Jacqueline Hamesse -
Já existem grandes projetos de digitalização dos manuscritos e de impressos na Europa e nos Estados Unidos que poderiam servir de modelo para a conservação dos textos da Segunda Escolástica. Certas etapas poderiam ser financiadas para permitir aos pesquisadores da América Latina aprender a tarefa neste terreno, sendo enquadrados por especialistas. Uma colaboração internacional deveria ser organizada a seguir. Financiamentos de grandes projetos já existem na Europa e nos Estados Unidos. A América Latina poderia certamente ser associada aos mesmos.
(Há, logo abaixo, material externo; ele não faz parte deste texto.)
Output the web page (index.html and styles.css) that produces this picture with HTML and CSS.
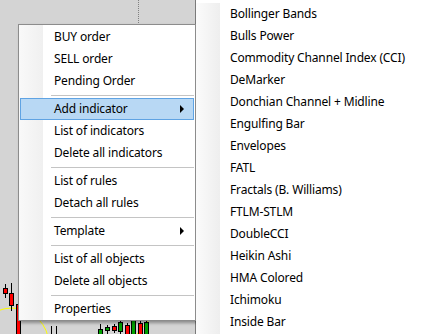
FILE: index.html
```html
<!DOCTYPE html>
<html>
<head>
<meta charset="utf-8">
<link rel="stylesheet" href="styles.css">
</head>
<body>
<div class="screen">
  <svg class="chart" width="196" height="334" viewBox="0 0 196 334">
    <rect x="0" y="0" width="195" height="334" fill="#d4d4d4"/>
    <line x1="195.5" y1="0" x2="195.5" y2="334" stroke="#7a7a7a"/>
    <line x1="138.5" y1="0" x2="138.5" y2="24" stroke="#808080" stroke-dasharray="1 1"/>
    <circle cx="12" cy="345" r="37" fill="none" stroke="#ffff00" stroke-width="1"/>
    <line x1="137" y1="334" x2="149" y2="320" stroke="#ffff00"/>
    <g stroke="#000" stroke-width="1" shape-rendering="crispEdges">
      <line x1="5.5" y1="284" x2="5.5" y2="298"/>
      <rect x="3.5" y="288.5" width="4" height="5" fill="#ff0000"/>
      <line x1="11.5" y1="283" x2="11.5" y2="311"/>
      <rect x="9.5" y="293.5" width="4" height="12" fill="#ff0000"/>
      <line x1="18.5" y1="300" x2="18.5" y2="334"/>
      <rect x="16.5" y="304.5" width="4" height="30" fill="#ff0000"/>
      <line x1="51.5" y1="326" x2="51.5" y2="334"/>
      <line x1="56.5" y1="326" x2="56.5" y2="334"/>
      <line x1="100.5" y1="324" x2="100.5" y2="334"/>
      <rect x="98.5" y="329.5" width="4" height="5" fill="#00a000"/>
      <line x1="107.5" y1="325" x2="107.5" y2="334"/>
      <rect x="105.5" y="327.5" width="4" height="3" fill="#00a000"/>
      <line x1="114.5" y1="324" x2="114.5" y2="333"/>
      <rect x="112.5" y="326.5" width="4" height="4" fill="#ff0000"/>
      <line x1="120.5" y1="320" x2="120.5" y2="334"/>
      <rect x="118.5" y="322.5" width="4" height="9" fill="#00a000"/>
      <line x1="127.5" y1="323" x2="127.5" y2="334"/>
      <rect x="125.5" y="325.5" width="4" height="9" fill="#ff0000"/>
      <line x1="133.5" y1="318" x2="133.5" y2="334"/>
      <rect x="131.5" y="320.5" width="4" height="14" fill="#00a000"/>
      <line x1="140.5" y1="321" x2="140.5" y2="334"/>
      <rect x="138.5" y="323.5" width="4" height="11" fill="#ff0000"/>
      <line x1="146.5" y1="320" x2="146.5" y2="334"/>
      <rect x="144.5" y="322.5" width="4" height="12" fill="#00a000"/>
    </g>
  </svg>

  <div class="menu main-menu">
    <div class="item">BUY order</div>
    <div class="item">SELL order</div>
    <div class="item">Pending Order</div>
    <div class="sep"></div>
    <div class="item active sub">Add indicator</div>
    <div class="item">List of indicators</div>
    <div class="item">Delete all indicators</div>
    <div class="sep"></div>
    <div class="item">List of rules</div>
    <div class="item">Detach all rules</div>
    <div class="sep"></div>
    <div class="item sub">Template</div>
    <div class="sep"></div>
    <div class="item">List of all objects</div>
    <div class="item">Delete all objects</div>
    <div class="sep"></div>
    <div class="item">Properties</div>
  </div>

  <div class="menu sub-menu">
    <div class="item">Bollinger Bands</div>
    <div class="item">Bulls Power</div>
    <div class="item">Commodity Channel Index (CCI)</div>
    <div class="item">DeMarker</div>
    <div class="item">Donchian Channel + Midline</div>
    <div class="item">Engulfing Bar</div>
    <div class="item">Envelopes</div>
    <div class="item">FATL</div>
    <div class="item">Fractals (B. Williams)</div>
    <div class="item">FTLM-STLM</div>
    <div class="item">DoubleCCI</div>
    <div class="item">Heikin Ashi</div>
    <div class="item">HMA Colored</div>
    <div class="item">Ichimoku</div>
    <div class="item">Inside Bar</div>
  </div>
</div>
</body>
</html>
```

FILE: styles.css
```css
html, body {
  margin: 0;
  padding: 0;
  background: #ffffff;
}

.screen {
  position: relative;
  width: 434px;
  height: 334px;
  overflow: hidden;
  font-family: "Noto Sans", "Open Sans", sans-serif;
  font-size: 12px;
  letter-spacing: -0.15px;
  color: #000;
}

.chart {
  position: absolute;
  left: 0;
  top: 0;
  display: block;
}

.menu {
  position: absolute;
  box-sizing: border-box;
}

.main-menu {
  left: 18px;
  top: 24px;
  width: 178px;
  height: 297px;
  border: 1px solid #8c8c8c;
  padding: 1px 1px 0 1px;
  background: linear-gradient(to right, #f9f9f9 0, #f0f0f0 24px, #ffffff 24px);
  box-shadow: 2px 2px 3px rgba(0, 0, 0, 0.35);
}

.sub-menu {
  left: 196px;
  top: 3px;
  right: 0;
  bottom: 0;
  background: linear-gradient(to right, #fbfbfb 0, #eeeeee 24px, #ffffff 24px);
}

.item {
  position: relative;
  height: 22px;
  line-height: 22px;
  padding-left: 34px;
  white-space: nowrap;
  box-sizing: border-box;
}

.item.active {
  background: #b8d8f4;
  border: 1px solid #5fa3e3;
  line-height: 20px;
  padding-left: 33px;
}

.item.sub::after {
  content: "";
  position: absolute;
  right: 10px;
  top: 7px;
  border-left: 4px solid #000;
  border-top: 4px solid transparent;
  border-bottom: 4px solid transparent;
}

.item.active.sub::after {
  top: 6px;
  right: 9px;
}

.sep {
  height: 1px;
  margin: 3px 0 2px 31px;
  background: #c4c4c4;
}
```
IHU On-Line - Qual é seu ponto de vista a propósito da realização do 17º Colóquio anual da Sociedade Internacional para Estudos da Filosofia Medieval – SIEPM no Brasil?

Jacqueline Hamesse -
Trata-se de uma excelente iniciativa desejada pelos membros do conselho da SIEPM a fim de fazer conhecer melhor as realizações aí concretas já existentes no domínio filosófico. Seria indispensável hospedar um evento científico desta dimensão para sensibilizar os pesquisadores dos outros países sobe as potencialidades presentes neste país. Este evento também permitirá pôr em contato os participantes europeus e americanos com seus colegas dos diversos países da América Latina, intensificando os elos que, em certos casos, já existem e permitindo a todos de melhor se conhecerem. Depois de 2007, pela primeira vez na história da SIEPM (fundada em 1958), um brasileiro foi eleito membro do bureau (conselho) da Sociedade. Isto é um reconhecimento importante da Comunidade internacional para o trabalho já concluído e a qualidade dos trabalhos realizados por certos pesquisadores da América Latina. Graças a este encontro, a SIEPM poderá sensibilizar de maneira mais eficaz a comunidade internacional e conduzir, deste modo, seu padroado aos projetos futuros concernentes à Segunda Escolástica. A obtenção de subsídios e de créditos de pesquisa locais será facilitada pela presença da SIEPM no Brasil e valorizará os esforços já realizados por nossos colegas deste país.